─── DATA EXCERPT

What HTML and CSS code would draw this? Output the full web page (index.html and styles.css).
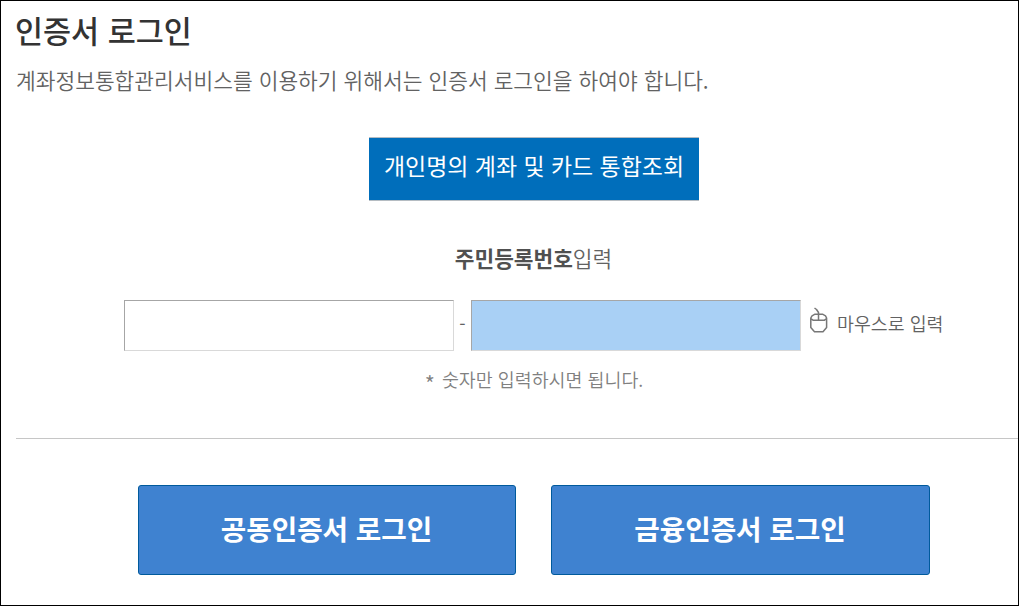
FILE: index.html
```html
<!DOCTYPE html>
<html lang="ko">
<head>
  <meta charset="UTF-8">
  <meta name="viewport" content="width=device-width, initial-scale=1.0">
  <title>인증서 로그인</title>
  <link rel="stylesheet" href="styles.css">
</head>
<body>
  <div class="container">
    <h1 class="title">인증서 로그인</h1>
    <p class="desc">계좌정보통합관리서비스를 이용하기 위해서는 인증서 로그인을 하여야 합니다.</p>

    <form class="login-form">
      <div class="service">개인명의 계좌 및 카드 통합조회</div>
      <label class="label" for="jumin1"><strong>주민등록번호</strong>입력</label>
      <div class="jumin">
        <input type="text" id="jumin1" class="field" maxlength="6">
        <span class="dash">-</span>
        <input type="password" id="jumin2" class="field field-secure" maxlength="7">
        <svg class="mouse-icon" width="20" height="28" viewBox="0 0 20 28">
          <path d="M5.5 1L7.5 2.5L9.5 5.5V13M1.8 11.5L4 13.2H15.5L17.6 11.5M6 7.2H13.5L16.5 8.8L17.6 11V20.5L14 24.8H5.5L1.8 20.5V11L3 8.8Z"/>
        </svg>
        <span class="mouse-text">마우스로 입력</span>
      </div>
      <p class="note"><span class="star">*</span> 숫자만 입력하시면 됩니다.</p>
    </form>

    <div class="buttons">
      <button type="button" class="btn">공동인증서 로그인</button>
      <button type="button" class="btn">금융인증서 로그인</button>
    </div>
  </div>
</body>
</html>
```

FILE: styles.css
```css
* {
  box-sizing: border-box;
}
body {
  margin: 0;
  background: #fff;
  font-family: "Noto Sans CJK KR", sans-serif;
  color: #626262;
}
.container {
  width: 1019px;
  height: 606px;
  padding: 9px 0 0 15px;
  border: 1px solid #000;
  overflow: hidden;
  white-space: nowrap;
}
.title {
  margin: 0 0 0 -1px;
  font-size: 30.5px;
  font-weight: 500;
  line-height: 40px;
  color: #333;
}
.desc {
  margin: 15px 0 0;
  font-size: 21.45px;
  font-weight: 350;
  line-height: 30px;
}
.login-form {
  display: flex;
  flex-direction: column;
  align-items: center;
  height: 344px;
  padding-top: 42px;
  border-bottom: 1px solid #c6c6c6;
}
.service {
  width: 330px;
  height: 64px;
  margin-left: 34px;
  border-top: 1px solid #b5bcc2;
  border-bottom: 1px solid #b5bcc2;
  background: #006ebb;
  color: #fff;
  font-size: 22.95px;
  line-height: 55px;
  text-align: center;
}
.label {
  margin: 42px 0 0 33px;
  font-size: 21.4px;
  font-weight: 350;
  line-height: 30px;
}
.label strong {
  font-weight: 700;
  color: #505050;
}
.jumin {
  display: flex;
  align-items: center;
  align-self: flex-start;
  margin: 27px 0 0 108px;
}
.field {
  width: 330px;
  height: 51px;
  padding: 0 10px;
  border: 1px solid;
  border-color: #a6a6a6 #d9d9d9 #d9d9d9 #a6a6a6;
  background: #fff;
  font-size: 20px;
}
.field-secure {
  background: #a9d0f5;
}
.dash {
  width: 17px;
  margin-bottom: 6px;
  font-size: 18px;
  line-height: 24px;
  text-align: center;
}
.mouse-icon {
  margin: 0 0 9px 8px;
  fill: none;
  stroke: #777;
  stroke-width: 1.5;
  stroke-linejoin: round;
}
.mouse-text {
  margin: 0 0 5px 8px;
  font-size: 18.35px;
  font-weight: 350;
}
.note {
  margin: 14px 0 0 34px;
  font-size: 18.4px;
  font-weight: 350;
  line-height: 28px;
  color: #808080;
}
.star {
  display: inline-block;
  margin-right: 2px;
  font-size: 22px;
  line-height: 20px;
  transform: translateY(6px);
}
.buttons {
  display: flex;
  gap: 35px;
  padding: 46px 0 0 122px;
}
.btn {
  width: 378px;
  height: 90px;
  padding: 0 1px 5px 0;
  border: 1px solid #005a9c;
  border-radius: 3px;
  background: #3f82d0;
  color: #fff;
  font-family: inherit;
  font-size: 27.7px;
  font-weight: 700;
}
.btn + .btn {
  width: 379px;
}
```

──────

WHAT NEEDS TO BE DONE
Copy every line above word for word and exclude the pictures.

RESPONSE
What HTML and CSS code would draw this? Output the full web page (index.html and styles.css).
FILE: index.html
```html
<!DOCTYPE html>
<html lang="ko">
<head>
  <meta charset="UTF-8">
  <meta name="viewport" content="width=device-width, initial-scale=1.0">
  <title>인증서 로그인</title>
  <link rel="stylesheet" href="styles.css">
</head>
<body>
  <div class="container">
    <h1 class="title">인증서 로그인</h1>
    <p class="desc">계좌정보통합관리서비스를 이용하기 위해서는 인증서 로그인을 하여야 합니다.</p>

    <form class="login-form">
      <div class="service">개인명의 계좌 및 카드 통합조회</div>
      <label class="label" for="jumin1"><strong>주민등록번호</strong>입력</label>
      <div class="jumin">
        <input type="text" id="jumin1" class="field" maxlength="6">
        <span class="dash">-</span>
        <input type="password" id="jumin2" class="field field-secure" maxlength="7">
        <svg class="mouse-icon" width="20" height="28" viewBox="0 0 20 28">
          <path d="M5.5 1L7.5 2.5L9.5 5.5V13M1.8 11.5L4 13.2H15.5L17.6 11.5M6 7.2H13.5L16.5 8.8L17.6 11V20.5L14 24.8H5.5L1.8 20.5V11L3 8.8Z"/>
        </svg>
        <span class="mouse-text">마우스로 입력</span>
      </div>
      <p class="note"><span class="star">*</span> 숫자만 입력하시면 됩니다.</p>
    </form>

    <div class="buttons">
      <button type="button" class="btn">공동인증서 로그인</button>
      <button type="button" class="btn">금융인증서 로그인</button>
    </div>
  </div>
</body>
</html>
```

FILE: styles.css
```css
* {
  box-sizing: border-box;
}
body {
  margin: 0;
  background: #fff;
  font-family: "Noto Sans CJK KR", sans-serif;
  color: #626262;
}
.container {
  width: 1019px;
  height: 606px;
  padding: 9px 0 0 15px;
  border: 1px solid #000;
  overflow: hidden;
  white-space: nowrap;
}
.title {
  margin: 0 0 0 -1px;
  font-size: 30.5px;
  font-weight: 500;
  line-height: 40px;
  color: #333;
}
.desc {
  margin: 15px 0 0;
  font-size: 21.45px;
  font-weight: 350;
  line-height: 30px;
}
.login-form {
  display: flex;
  flex-direction: column;
  align-items: center;
  height: 344px;
  padding-top: 42px;
  border-bottom: 1px solid #c6c6c6;
}
.service {
  width: 330px;
  height: 64px;
  margin-left: 34px;
  border-top: 1px solid #b5bcc2;
  border-bottom: 1px solid #b5bcc2;
  background: #006ebb;
  color: #fff;
  font-size: 22.95px;
  line-height: 55px;
  text-align: center;
}
.label {
  margin: 42px 0 0 33px;
  font-size: 21.4px;
  font-weight: 350;
  line-height: 30px;
}
.label strong {
  font-weight: 700;
  color: #505050;
}
.jumin {
  display: flex;
  align-items: center;
  align-self: flex-start;
  margin: 27px 0 0 108px;
}
.field {
  width: 330px;
  height: 51px;
  padding: 0 10px;
  border: 1px solid;
  border-color: #a6a6a6 #d9d9d9 #d9d9d9 #a6a6a6;
  background: #fff;
  font-size: 20px;
}
.field-secure {
  background: #a9d0f5;
}
.dash {
  width: 17px;
  margin-bottom: 6px;
  font-size: 18px;
  line-height: 24px;
  text-align: center;
}
.mouse-icon {
  margin: 0 0 9px 8px;
  fill: none;
  stroke: #777;
  stroke-width: 1.5;
  stroke-linejoin: round;
}
.mouse-text {
  margin: 0 0 5px 8px;
  font-size: 18.35px;
  font-weight: 350;
}
.note {
  margin: 14px 0 0 34px;
  font-size: 18.4px;
  font-weight: 350;
  line-height: 28px;
  color: #808080;
}
.star {
  display: inline-block;
  margin-right: 2px;
  font-size: 22px;
  line-height: 20px;
  transform: translateY(6px);
}
.buttons {
  display: flex;
  gap: 35px;
  padding: 46px 0 0 122px;
}
.btn {
  width: 378px;
  height: 90px;
  padding: 0 1px 5px 0;
  border: 1px solid #005a9c;
  border-radius: 3px;
  background: #3f82d0;
  color: #fff;
  font-family: inherit;
  font-size: 27.7px;
  font-weight: 700;
}
.btn + .btn {
  width: 379px;
}
```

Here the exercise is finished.